Disebutkan, pada tahun anggaran 2007, PT PLN KITSBU (Pembangkit Sumatera Bagian Utara) melakukan pengadaan barang berupa flame Turbine DG 10530 merek Siemens, yakni dua set Gas Turbine (GT) senilai Rp23,98 miliar, dengan perincian harga material Rp21,8 miliar ditambah Pajak Pertambahan nilai (PPn) Rp2,18 miliar.

Dalam kasus ini, Kejaksaan Agung (Kejagung) dengan menetapkan lima pejabat PLN sebagai tersangka masing-masing Edward Silitonga (General Manajer Bidang Perencanaan PT PLN), Fahmi Rizal Lubis (Manager Bidang Produksi PT PLN), Albert Pangaribuan (General Manajer PT PLN Pembangkit Sumatera Bagian Utara), Robert Manyuzar (Ketua Panitia Pengadaan Barang Jasa) dan Ferdinand Ritonga (Kepala Tim Pemeriksa Mutu Barang).
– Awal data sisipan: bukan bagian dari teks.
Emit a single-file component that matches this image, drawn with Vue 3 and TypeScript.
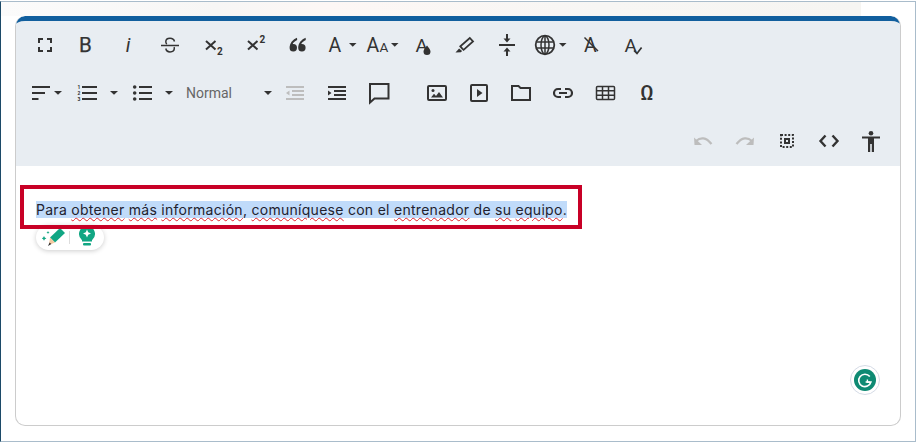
<script setup lang="ts">
const caret = '<path class="f" d="M0 0h7.5l-3.75 3.75z" transform="translate(23 10)"/>'
const t = (x: number, y: number, s: number, c: string, extra = '') =>
  `<text class="f glyph" x="${x}" y="${y}" font-size="${s}" ${extra}>${c}</text>`

const icons: Record<string, string> = {
  full: '<path class="f" d="M8 14H6v5h5v-2H8v-3zm-2-4h2V7h3V5H6v5zm12 7h-3v2h5v-5h-2v3zM15 5v2h3v3h2V5h-5z"/>',
  bold: t(11.5, 19, 20.5, 'B', 'text-anchor="middle" stroke="currentColor" stroke-width="0.25"'),
  italic: t(12, 19, 20, 'i', 'text-anchor="middle" font-style="italic"'),
  strike: '<path class="s t" d="M16.5 8.5C16 6.5 14.5 5.3 12 5.3c-2.6 0-4.2 1.5-4.2 3.5 0 1 .3 1.7 1 2.3M7.8 15.5c.4 2.3 2 3.4 4.2 3.4 2.6 0 4.3-1.4 4.3-3.3 0-.5-.1-1-.3-1.4"/><path class="s t" d="M3 12.4h18"/>',
  sub: '<path class="s b" d="M6 8l9.5 8.5M15.5 8L6 16.5"/>' + t(17, 21.5, 10, '2', 'font-weight="700"'),
  sup: '<path class="s b" d="M6 8l9.5 8.5M15.5 8L6 16.5"/>' + t(17.5, 9.5, 10, '2', 'font-weight="700"'),
  quote: '<path class="f" d="M13 4.8C9 6.5 5.6 10 5.6 15a3.7 3.7 0 1 0 3.7-3.9c-.3 0-.5 0-.7.1.5-1.7 2.2-3.2 4.6-4.3zM21.6 4.8c-4 1.7-7.4 5.2-7.4 10.2a3.7 3.7 0 1 0 3.7-3.9c-.3 0-.5 0-.7.1.5-1.7 2.2-3.2 4.6-4.3z"/>',
  font: t(2.5, 19, 19.5, 'A') + caret,
  size: t(-1.5, 19, 19.5, 'A') + t(11.5, 19, 13.5, 'A') + caret,
  color: t(5.5, 19, 19, 'A') + '<path class="f" d="M17 12.5c1.9 2.5 3.5 4.1 3.5 6.1a3.5 3.5 0 0 1-7 0c0-2 1.6-3.6 3.5-6.1z"/>',
  marker: '<path class="f" d="M3.5 19.5l3.6-4 3 2.6-1.2 1.1z"/><path class="s" stroke-width="1.8" d="M10.3 15.6 8.3 13.4 17.8 5l3.2 3.4-9.4 8.4z"/>',
  valign: '<path class="s b" d="M5 12h16M13 1v5M13 23v-6"/><path class="f" d="M9.5 5.5h7L13 9.5zM9.5 18.5h7L13 14.5z"/>',
  globe: '<circle class="s" stroke-width="1.8" cx="9" cy="12" r="9.3"/><ellipse class="s t" cx="9" cy="12" rx="4" ry="9"/><path class="s t" d="M9 3v18M.6 9h16.8M.6 15h16.8"/>' + caret,
  clear: t(6, 19, 19.5, 'A') + '<path class="s t" d="M6.5 4.5 20 18"/>',
  spell: t(4.5, 19, 19, 'A') + '<path class="s" stroke-width="1.7" d="M14 17.5l3 3 4.6-6"/>',
  align: '<path class="s b" d="M3 6h18M3 12h13M3 18h6.5"/><path class="f" d="M0 0h8l-4 3.8z" transform="translate(25 10)"/>',
  ol: t(2.5, 8, 5, '1', 'font-weight="700"') + t(2.5, 14, 5, '2', 'font-weight="700"') + t(2.5, 20, 5, '3', 'font-weight="700"') +
    '<path class="s b" d="M7 6h15M7 12h15M7 18h15"/><path class="f" d="M0 0h8l-4 3.8z" transform="translate(35 10)"/>',
  ul: '<circle class="f" cx="4.7" cy="6" r="1.8"/><circle class="f" cx="4.7" cy="12" r="1.8"/><circle class="f" cx="4.7" cy="18" r="1.8"/><path class="s b" d="M9 6h13M9 12h13M9 18h13"/><path class="f" d="M0 0h8l-4 3.8z" transform="translate(35 10)"/>',
  outdent: '<path class="s" stroke-width="2" d="M3 6h18M9 10h12M9 14h12M3 18h18"/><path class="f" d="M6.5 9.5v5L3 12z"/>',
  indent: '<path class="s" stroke-width="2" d="M3 6h18M9 10h12M9 14h12M3 18h18"/><path class="f" d="M3 9.5v5L6.5 12z"/>',
  comment: '<path class="s b" d="M3 3h18.5v14.5H7.5L3 21.5z"/>',
  image: '<rect class="s b" x="3" y="5" width="18" height="14" rx="1"/><circle class="f" cx="8" cy="9.5" r="1.5"/><path class="f" d="M6 16.5l3-3.8 2 2.4 3-4 4 5.4z"/>',
  video: '<rect class="s b" x="4" y="4" width="16" height="16" rx="1"/><path class="f" d="M10 8v8l5.5-4z"/>',
  folder: '<path class="s b" d="M3 5h6.5l2 2H21v12H3z"/>',
  link: '<path class="s w" d="M10 8H7a4 4 0 0 0 0 8h3M14 8h3a4 4 0 0 1 0 8h-3M8 12h8"/>',
  table: '<rect class="s t" x="3.5" y="5.5" width="18" height="13" rx="1"/><path class="s t" d="M3.5 9.8h18M3.5 14.2h18M9.5 5.5v13M15.5 5.5v13"/>',
  omega: t(12, 19, 20, 'Ω', 'text-anchor="middle" font-weight="500"'),
  undo: '<path class="s w" d="M5 12c4.5-4 10-4 15.5 3"/><path class="f" d="M3 8.5 3.5 16h7.5z"/>',
  redo: '<path class="s w" d="M19 12c-4.5-4-10-4-15.5 3"/><path class="f" d="M21 8.5 20.5 16H13z"/>',
  select: '<rect class="s" stroke-width="2" stroke-dasharray="2 1.6" x="6" y="6" width="12" height="12"/><path class="f" fill-rule="evenodd" d="M9 9h6v6H9zM11 11v2h2v-2z"/>',
  code: '<path class="s" stroke-width="2.4" d="M8.5 6.5 3.5 12l5 5.5M15.5 6.5l5 5.5-5 5.5"/>',
  access: '<circle class="f" cx="12" cy="4.2" r="2.3"/><path class="f" d="M3 7.5h18v2h-6V23h-2.2v-8h-1.6v8H9V9.5H3z"/>'
}

const rowOne = ['full', 'bold', 'italic', 'strike', 'sub', 'sup', 'quote', 'font', 'size', 'color', 'marker', 'valign', 'globe', 'clear', 'spell']
const rowTwoEnd = ['outdent', 'indent', 'comment']
const rowTwoLast = ['image', 'video', 'folder', 'link', 'table', 'omega']
const rowThree = ['undo', 'redo', 'select', 'code', 'access']

const words: [string, boolean][] = [
  ['Para', false], ['obtener', true], ['más', true], ['información', true], [',', false],
  ['comuníquese', true], ['con el', false], ['entrenador', true], ['de', false], ['su', true], ['equipo', true], ['.', false]
]
const noSpaceBefore = (i: number) => i + 1 < words.length && (words[i + 1][0] === ',' || words[i + 1][0] === '.')
</script>

<template>
  <div class="page">
    <div class="band"></div>
    <section class="editor">
      <div class="toolbar">
        <div class="row">
          <button v-for="k in rowOne" :key="k" class="btn">
            <svg width="24" height="24" viewBox="0 0 24 24" v-html="icons[k]"></svg>
          </button>
        </div>
        <div class="row row-two">
          <button class="btn"><svg width="24" height="24" viewBox="0 0 24 24" v-html="icons.align"></svg></button>
          <button class="btn w50"><svg width="24" height="24" viewBox="0 0 24 24" v-html="icons.ol"></svg></button>
          <button class="btn w60"><svg width="24" height="24" viewBox="0 0 24 24" v-html="icons.ul"></svg></button>
          <button class="select-btn">
            <span>Normal</span>
            <i class="caret"></i>
          </button>
          <button v-for="k in rowTwoEnd" :key="k" class="btn" :class="{ off: k === 'outdent' }">
            <svg width="24" height="24" viewBox="0 0 24 24" v-html="icons[k]"></svg>
          </button>
          <div class="group">
            <button v-for="k in rowTwoLast" :key="k" class="btn">
              <svg width="24" height="24" viewBox="0 0 24 24" v-html="icons[k]"></svg>
            </button>
          </div>
        </div>
        <div class="row row-three">
          <button v-for="k in rowThree" :key="k" class="btn" :class="{ off: k === 'undo' || k === 'redo' }">
            <svg width="24" height="24" viewBox="0 0 24 24" v-html="icons[k]"></svg>
          </button>
        </div>
      </div>
      <div class="body">
        <div class="highlight">
          <p class="para"><span class="sel"><template v-for="(w, i) in words" :key="i"><span :class="{ spell: w[1] }">{{ w[0] }}</span><template v-if="i < words.length - 1 && !noSpaceBefore(i)">{{ ' ' }}</template></template></span></p>
        </div>
        <div class="pill">
          <svg class="pencil" width="24" height="20" viewBox="0 0 24 20">
            <path fill="#11a683" d="M8 10.5 18 1l5 5-10 9.5z" />
            <path fill="#f2c9a0" d="M8 10.5l5 5-6 2.5z" />
            <path fill="#333" d="M7.6 15.4l1.8 1.7L6 19z" />
            <path fill="#11a683" d="M2 9l.8 1.6L4.4 11.4l-1.6.8L2 13.8l-.8-1.6L-.4 11.4l1.6-.8zM6 4l.5 1 1 .5-1 .5L6 7l-.5-1-1-.5 1-.5z" />
          </svg>
          <span class="sep"></span>
          <svg class="bulb" width="18" height="20" viewBox="0 0 18 20">
            <path fill="#11a683" d="M9 0a8 8 0 0 1 5 14.2V15.5H4v-1.3A8 8 0 0 1 9 0z" />
            <path fill="#fff" d="M9 3.5l1.2 2.8L13 7.5l-2.8 1.2L9 11.5 7.8 8.7 5 7.5l2.8-1.2z" />
            <rect fill="#11a683" x="5" y="17" width="8" height="2.6" rx="1" />
          </svg>
        </div>
        <div class="grammarly">
          <svg width="22" height="22" viewBox="0 0 22 22">
            <circle cx="11" cy="11" r="11" fill="#0e8a73" />
            <path fill="none" stroke="#fff" stroke-width="1.6" d="M15.8 7.6A6.2 6.2 0 1 0 16.9 13H11.6" />
            <path fill="none" stroke="#fff" stroke-width="1.4" d="M13.4 10.6v2.6h2.6" />
          </svg>
        </div>
      </div>
    </section>
  </div>
</template>

<style scoped>
.page {
  position: relative;
  box-sizing: border-box;
  width: 916px;
  height: 441px;
  margin-top: 1px;
  padding: 14px 14px 0;
  background: #fff;
  border-top: 1px solid #a9bccb;
  border-left: 1px solid #1c4a68;
  border-right: 1px solid #a9bccb;
  border-bottom: 1px solid #a9bccb;
  overflow: hidden;
}
.band {
  position: absolute;
  left: 0;
  top: 0;
  width: 860px;
  height: 14px;
  background: linear-gradient(90deg, #fbfbfb 0%, #f7f6f5 25%, #fdf7f5 38%, #f7f6f4 70%, #f6f5f2 100%);
}
.editor {
  position: relative;
  box-sizing: border-box;
  width: 886px;
  height: 410px;
  background: #fff;
  border: 1px solid #cccccc;
  border-top: 0;
  border-radius: 10px;
  overflow: hidden;
}
.toolbar {
  box-sizing: border-box;
  height: 150px;
  margin: 0 -1px;
  padding-left: 1px;
  background: #e8edf2;
  border-top: 5px solid #115f9e;
  border-radius: 10px 10px 0 0;
}
.row {
  display: flex;
  height: 48px;
  padding-left: 7px;
}
.row-two {
  padding-left: 4px;
}
.row-three {
  justify-content: flex-end;
  padding-right: 9px;
}
.btn {
  display: flex;
  flex: none;
  align-items: center;
  justify-content: center;
  width: 42px;
  height: 48px;
  padding: 0;
  color: #333;
  background: none;
  border: 0;
}
.btn.off {
  color: #bdbdbd;
}
.btn svg {
  overflow: visible;
}
.w50 {
  width: 50px;
}
.w60 {
  width: 60px;
}
.btn :deep(.f) {
  fill: currentColor;
}
.btn :deep(.s) {
  fill: none;
  stroke: currentColor;
}
.btn :deep(.t) {
  stroke-width: 1.5;
}
.btn :deep(.b) {
  stroke-width: 2;
}
.btn :deep(.w) {
  stroke-width: 2.2;
}
.btn :deep(.glyph) {
  font-family: Roboto, "Liberation Sans", sans-serif;
}
.select-btn {
  display: flex;
  flex: none;
  align-items: center;
  box-sizing: border-box;
  width: 102px;
  height: 48px;
  padding: 0 0 0 14px;
  color: #666;
  font: 14px Roboto, "Liberation Sans", sans-serif;
  background: none;
  border: 0;
}
.caret {
  width: 0;
  height: 0;
  margin-left: 32px;
  border-top: 4px solid #333;
  border-left: 4px solid transparent;
  border-right: 4px solid transparent;
}
.group {
  display: flex;
  margin-left: 16px;
}
.body {
  position: relative;
  padding: 19px 0 0 4px;
}
.highlight {
  position: relative;
  z-index: 2;
  box-sizing: border-box;
  width: 562px;
  height: 44px;
  padding: 11px 12px;
  border: 4px solid #c80026;
}
.para {
  margin: 0;
  color: #22222e;
  font: 14px/19px "Inter", "Liberation Sans", sans-serif;
  letter-spacing: 0.28px;
  white-space: nowrap;
}
.sel {
  background: #c0dbfa;
}
.spell {
  text-decoration: underline wavy #e0202a 1px;
  text-underline-offset: 2px;
}
.pill {
  position: absolute;
  left: 20px;
  top: 59px;
  z-index: 1;
  display: flex;
  align-items: center;
  box-sizing: border-box;
  width: 68px;
  height: 25px;
  padding: 0 0 0 6px;
  background: #fff;
  border-radius: 13px;
  box-shadow: 0 1px 5px rgba(0, 0, 0, 0.2);
}
.bulb {
  margin-bottom: 4px;
}
.pencil {
  margin-bottom: 1px;
}
.sep {
  width: 1px;
  height: 13px;
  margin: 0 8px 0 3px;
  background: #ddd;
}
.grammarly {
  position: absolute;
  left: 834px;
  top: 199px;
  display: flex;
  align-items: center;
  justify-content: center;
  box-sizing: border-box;
  width: 30px;
  height: 30px;
  background: #fff;
  border: 1px solid #d5dbe6;
  border-radius: 50%;
}
</style>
Total kerugian negara dalam kasus tersebut mencapai Rp23.9 miliar. Menurut Badiul, selain kasus pengadaan tower PLN tahun 2016, kasus pengadaan flame turbine tersebut juga menjadi contoh, betapa rentannya sektor pengadaan barang dan jasa di PLN dengan tindak pidana korupsi.

Terlebih, sektor pengadaan melibatkan banyak pihak dan juga banyak kepentingan. Tak hanya PLN itu sendiri, tapi juga bisa melibatkan pejabat, pengusaha dan juga anggota dewan.

“Belajar dari kasus itu, bisa saja akan banyak orang atau pihak yang terseret dalam kasus pengadaan tower PLN,” ujar Badiul.